Hay ocasiones en las que uno tiene que estar a la altura de las circunstancias. Ocasiones en las que uno no puede dejar nada al azar. Ni siquiera el libro que va a meter en la maleta. Cruzar el océano Atlántico por primera vez, qué duda cabe, constituye una de esas ocasiones de circunstancias tan sonadas.
El 19 de mayo de 1934, apenas un año y unos pocos meses después de que Hindenburg nombrara canciller de Alemania a Hitler, Thomas Mann y Katia, su esposa, emprendieron un viaje a bordo del Voledam, «un flemático barco holandés», con destino a la lejana y soñada Nueva York. Iba a ser una travesía hacia poniente de miles de kilómetros; siempre hacia el oeste por la redondez circular del océano, escribe Mann en su diario el 22 de mayo, en contra del movimiento de rotación de la Tierra. A bordo, apenas el puñado de pasajeros que había podido costear el pasaje y una nutrida tripulación a su disposición. Europa había iniciado ya el enésimo viaje sin retorno de su historia. Los días que tenían por delante hasta arribar a tierras americanas iban a sucederse en un auténtico elogio a la lentitud y a la pausa. Y es que pocas veces, lo apunta Mann, la premura ha sido portadora de ninguna bondad. Lo bueno necesita tiempo. Tiempo, pausa y, a menudo, la perspectiva que solamente otorga la lejanía.
Título: Viaje por mar con Don Quijote
Autor: Thomas Mann
Traductora: Genoveva Dieterich
Editorial: Navona
Páginas: 104
Ninguna de las adversidades del mar logrará ensombrecer un ápice la ilusión de un viaje forjado en esas lecturas de niñez y juventud, cuando el mar todavía era terreno abonado para todo tipo de aventuras y seres de leyenda. Pero como no puede ser de otra manera, lo sabrá todo aquel que haya hecho un viaje más o menos largo en barco, todos los días terminan por parecerse, por confundirse los unos con los otros en una especie ensoñación propiciada por el vaivén de las olas. Los paseos por la cubierta, las comidas, los juegos de cartas, los conciertos, incluso la extraordinaria noche de cine. Ni siquiera el afán antropológico por los compañeros de travesía le salva a uno del tedio. De ahí la importancia de haber metido un buen libro en la maleta. Mann había elegido para la ocasión el Quijote, una de aquellas lecturas que uno siempre va postergando, a la espera de encontrar el momento perfecto, como si hubiera un momento adecuado para cada libro. Estos, en realidad, llegan un poco cuando pueden. Es problema nuestro darles buen acomodo. Pero nunca hubo mejor momento para leer las aventuras del ingenioso hidalgo que la primera travesía transoceánica.

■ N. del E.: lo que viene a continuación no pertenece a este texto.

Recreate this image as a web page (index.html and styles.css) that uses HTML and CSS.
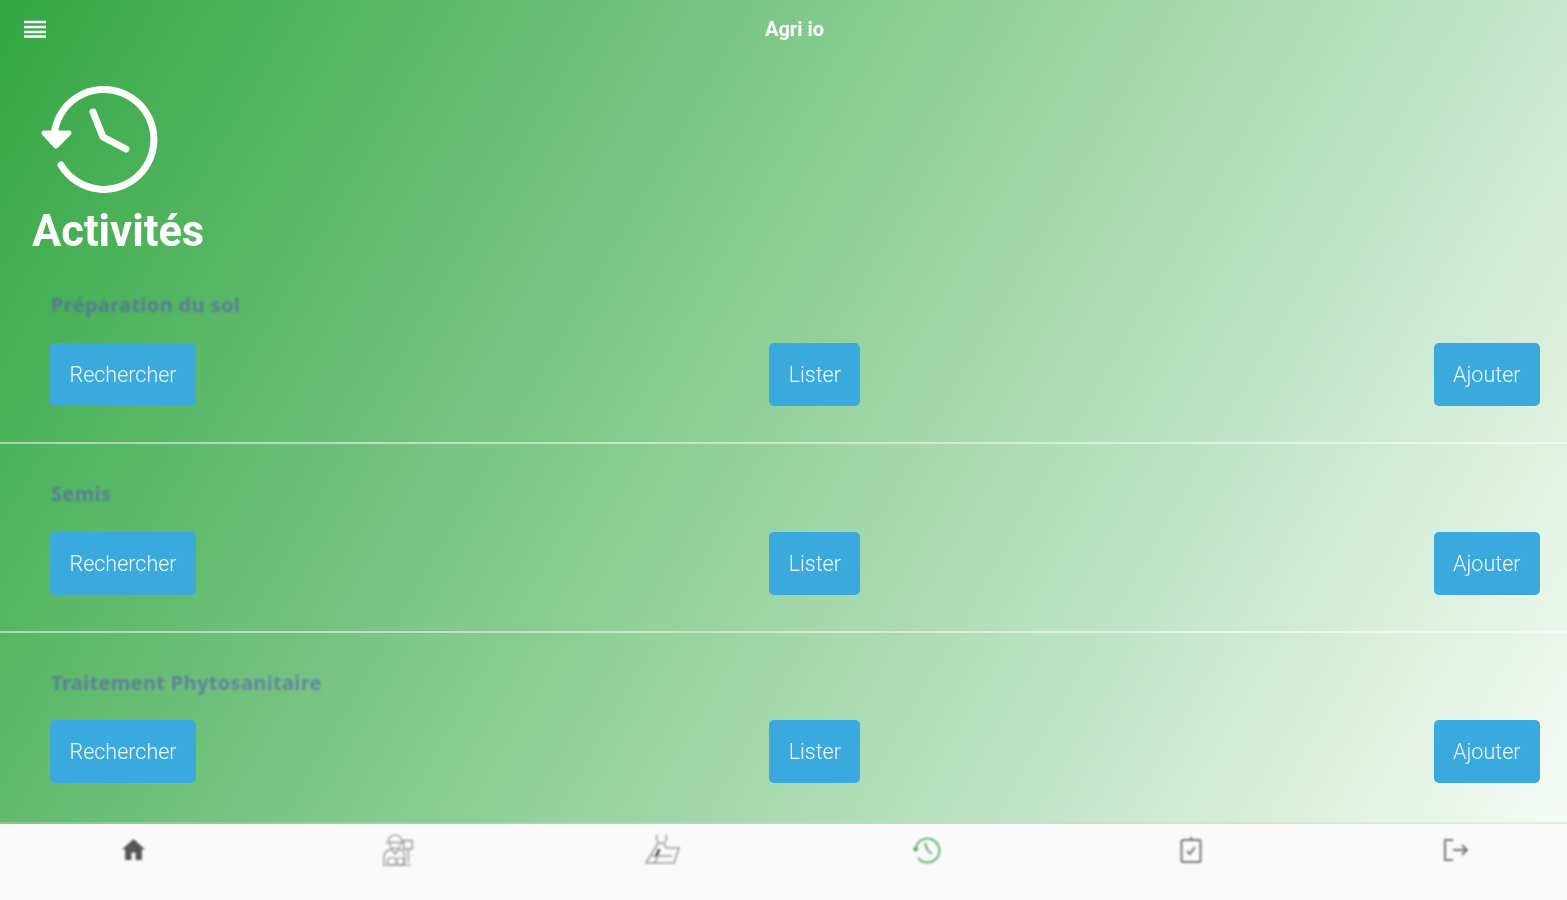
FILE: index.html
```html
<!DOCTYPE html>
<html lang="fr">

<head>
    <meta charset="UTF-8" />
    <title>Agri io</title>
    <link rel="stylesheet" href="styles.css">
</head>

<body>
    <main class="content">
        <header class="topbar">
            <svg class="menu-icon" viewBox="0 0 22 18" aria-hidden="true">
                <path d="M0 2h22M0 7h22M0 12h22M0 16.500h22" />
            </svg>
            <span class="app-title">Agri io</span>
        </header>

        <section class="hero">
            <svg class="hero-icon" viewBox="0 0 124 112" aria-hidden="true">
                <path d="M23 80A50 50 0 1 0 16 52" />
                <path class="arrow" d="M6 48L18 61L31 48Z" />
                <path d="M55 27L65 52L88 64" />
            </svg>
            <h1>Activités</h1>
        </section>

        <section class="activity">
            <h2>Préparation du sol</h2>
            <div class="actions">
                <button>Rechercher</button>
                <button>Lister</button>
                <button>Ajouter</button>
            </div>
        </section>
        <section class="activity">
            <h2>Semis</h2>
            <div class="actions">
                <button>Rechercher</button>
                <button>Lister</button>
                <button>Ajouter</button>
            </div>
        </section>
        <section class="activity last">
            <h2>Traitement Phytosanitaire</h2>
            <div class="actions">
                <button>Rechercher</button>
                <button>Lister</button>
                <button>Ajouter</button>
            </div>
        </section>
    </main>

    <nav class="tabbar">
        <!-- home -->
        <div class="tab">
            <svg class="home" viewBox="0 0 24 24" aria-hidden="true">
                <path d="M12 2L1 12h3v10h6v-7h4v7h6V12h3z" />
            </svg>
        </div>
        <!-- farmer -->
        <div class="tab">
            <svg class="farmer" viewBox="0 0 36 36" aria-hidden="true">
                <path d="M8 9c0-9 14-9 14 0M5 10h20M9 10c0 9 12 9 12 0" />
                <path d="M3 34v-8c0-5 4-8 8-9l4 5 4-5c3 1 5 2 6 4v13z" />
                <path d="M11 26a5 4 0 1 0 1 0M20 26a4 4 0 1 0 1 0" />
                <path d="M24 8h9v9h-9zM29 17v14M26 34h6" />
            </svg>
        </div>
        <!-- field -->
        <div class="tab">
            <svg class="field" viewBox="0 0 36 30" aria-hidden="true">
                <path d="M14 7a5 6 0 1 1 7 0" />
                <path d="M2 28L14 8h6l2 5h13l-5 15H2z" />
                <path d="M8 21h20M16 14l-5 14" />
                <path class="dark" d="M15 14l-3 7" />
            </svg>
        </div>
        <!-- history -->
        <div class="tab">
            <svg class="history" viewBox="0 0 30 30" aria-hidden="true">
                <path d="M6 23A12 12 0 1 0 3.500 14" />
                <path class="arrow" d="M0.500 13L3.500 17L7 13Z" />
                <path d="M13 8L15.500 15L20 19" />
            </svg>
        </div>
        <!-- clipboard -->
        <div class="tab">
            <svg class="clipboard" viewBox="0 0 24 28" aria-hidden="true">
                <path d="M4 4h16a1.500 1.500 0 0 1 1.500 1.500v19A1.500 1.500 0 0 1 20 26H4a1.500 1.500 0 0 1-1.500-1.500v-19A1.500 1.500 0 0 1 4 4z" />
                <path d="M8 4h8M12 1v3M8 15l3 3 5-7" />
            </svg>
        </div>
        <!-- logout -->
        <div class="tab">
            <svg class="logout" viewBox="0 0 28 24" aria-hidden="true">
                <path d="M11 2H3v20h8M11 12h14M20 7l5 5-5 5" />
            </svg>
        </div>
    </nav>
</body>

</html>
```

FILE: styles.css
```css
* {
    box-sizing: border-box;
    margin: 0;
    padding: 0;
}

body {
    width: 1567px;
    height: 900px;
    overflow: hidden;
    display: flex;
    flex-direction: column;
    font-family: Roboto, sans-serif;
    background-color: #fafafa;
}

.content {
    height: 824px;
    background: linear-gradient(120deg, #33a743 0%, #f6fbf6 100%);
    border-bottom: 2px solid rgba(255, 255, 255, 0.4);
}

.topbar {
    height: 57px;
    display: flex;
    align-items: center;
    padding-left: 24px;
}

.menu-icon {
    width: 22px;
    height: 18px;
    stroke: #fff;
    stroke-width: 2.400;
    fill: none;
    filter: blur(0.6px);
}

.app-title {
    margin-left: 719px;
    font-size: 20px;
    font-weight: 700;
    color: #fff;
    filter: blur(0.6px);
}

.hero {
    height: 197px;
    padding: 28px 0 0 32px;
}

.hero-icon {
    display: block;
    width: 124px;
    height: 112px;
    margin-left: 6px;
    fill: none;
    stroke: #fff;
    stroke-width: 7;
    stroke-linecap: round;
    stroke-linejoin: round;
    filter: blur(0.6px);
}

.hero-icon .arrow {
    fill: #fff;
    stroke-width: 5;
}

.hero h1 {
    margin-top: 10px;
    font-size: 43.500px;
    line-height: 50px;
    font-weight: 700;
    color: #fff;
    filter: blur(0.7px);
}

.activity {
    height: 189px;
    padding: 38px 27px 0 50px;
    border-bottom: 1px solid rgba(255, 255, 255, 0.5);
    box-shadow: 0 1px 0 rgba(255, 255, 255, 0.5);
}

.activity.last {
    padding-top: 37px;
    border-bottom: none;
    box-shadow: none;
}

.activity h2 {
    height: 26px;
    margin-bottom: 25px;
    padding-left: 1px;
    font-family: "Noto Sans", sans-serif;
    font-size: 20px;
    line-height: 26px;
    font-weight: 700;
    letter-spacing: 0.35px;
    color: rgba(88, 84, 190, 0.58);
    filter: blur(0.8px);
}

.activity.last h2 {
    padding-top: 1px;
    margin-bottom: 25px;
}

.actions {
    display: flex;
    justify-content: space-between;
}

.actions button {
    height: 63px;
    padding: 0 19.500px;
    border: none;
    border-radius: 5px;
    background-color: #3aa9dd;
    color: #f2fafd;
    font-family: Roboto, sans-serif;
    font-size: 21.500px;
    font-weight: 300;
    filter: blur(0.7px);
}

.tabbar {
    flex: 1;
    display: flex;
    justify-content: space-between;
    align-items: center;
    padding: 0 91px 25px 113px;
}

.tab {
    width: 40px;
    display: flex;
    justify-content: center;
    align-items: center;
}

.tab svg {
    filter: blur(0.8px);
    fill: none;
    stroke: #666;
    stroke-width: 2;
}

.tab .home {
    width: 25px;
    height: 25px;
    fill: #555;
    stroke: none;
}

.tab .farmer {
    width: 34px;
    height: 34px;
    stroke: #999;
    stroke-width: 1.500;
}

.tab .field {
    width: 36px;
    height: 30px;
    stroke: #999;
    stroke-width: 1.500;
}

.tab .field .dark {
    stroke: #444;
    stroke-width: 2;
}

.tab .history {
    width: 30px;
    height: 30px;
    stroke: #2fa544;
    stroke-width: 1.600;
}

.tab .history .arrow {
    fill: #2fa544;
    stroke: none;
}

.tab .clipboard {
    width: 24px;
    height: 28px;
    stroke: #777;
}

.tab .logout {
    width: 28px;
    height: 24px;
    stroke: #777;
}
```
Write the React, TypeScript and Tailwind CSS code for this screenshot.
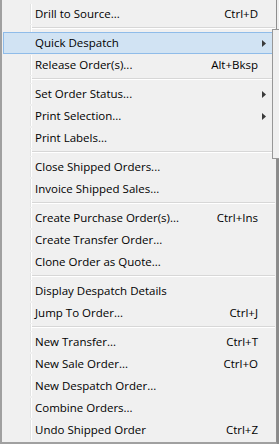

Viaje por mar con Don Quijote, dietario sui generis que mezcla notas sobre la lectura del clásico de Cervantes y observaciones sobre el día a día en el barco, es fruto de esos días de sosiego que iban a llevar a Mann al otro lado del Atlántico. Quizá sea por hallarse perdido en la inmensidad del océano, lejos de su vida, de su entorno, lejos de un continente que repetía los mismos errores de siempre, pero la narración de este viaje parece transcurrir libre del peso y la gravedad que caracterizan novelas como La montaña mágica o Doctor Faustus, como si Mann, al emprender esta singladura, hubiese logrado zafarse momentáneamente de una Historia que, pertinaz, luchaba siempre por encaramarse a sus hombros para ser contada.
La ligereza de este breve libro, sin embargo, es solamente aparente, pues Mann no se somete al régimen de olvido e intrascendencia que gobierna el barco, y, con la lectura del Quijote como contrapunto, recupera e hilvana temas fundamentales de su obra. Con la perspectiva de los miles de kilómetros interpuestos, el autor trata de vislumbrar lo que una vez fue su hogar, un recuerdo ahora emborronado por el paso de los años y, también, por el advenimiento del nazismo. Temeroso, imagina y anticipa un negro futuro para Alemania, Europa y el mundo. Al filo de esta cuestión, reflexiona sobre la historia de los pueblos y el presunto ideal que enmascara y justifica cualquier enaltecimiento de la patria. Especialmente aguda es la reflexión en torno a la libertad –también la artística– que cierra el libro. Mann no puede dejar de subrayar la incongruencia de la Estatua de la Libertad, símbolo y destino último del viaje, en su presente. Desafortunadamente esa reflexión sigue siendo válida casi un siglo más tarde. Incluso cuando en apariencia ligero, Mann da en el clavo. Esa es la razón por la que una y otra vez seguimos acudiendo a los clásicos para entender el mundo.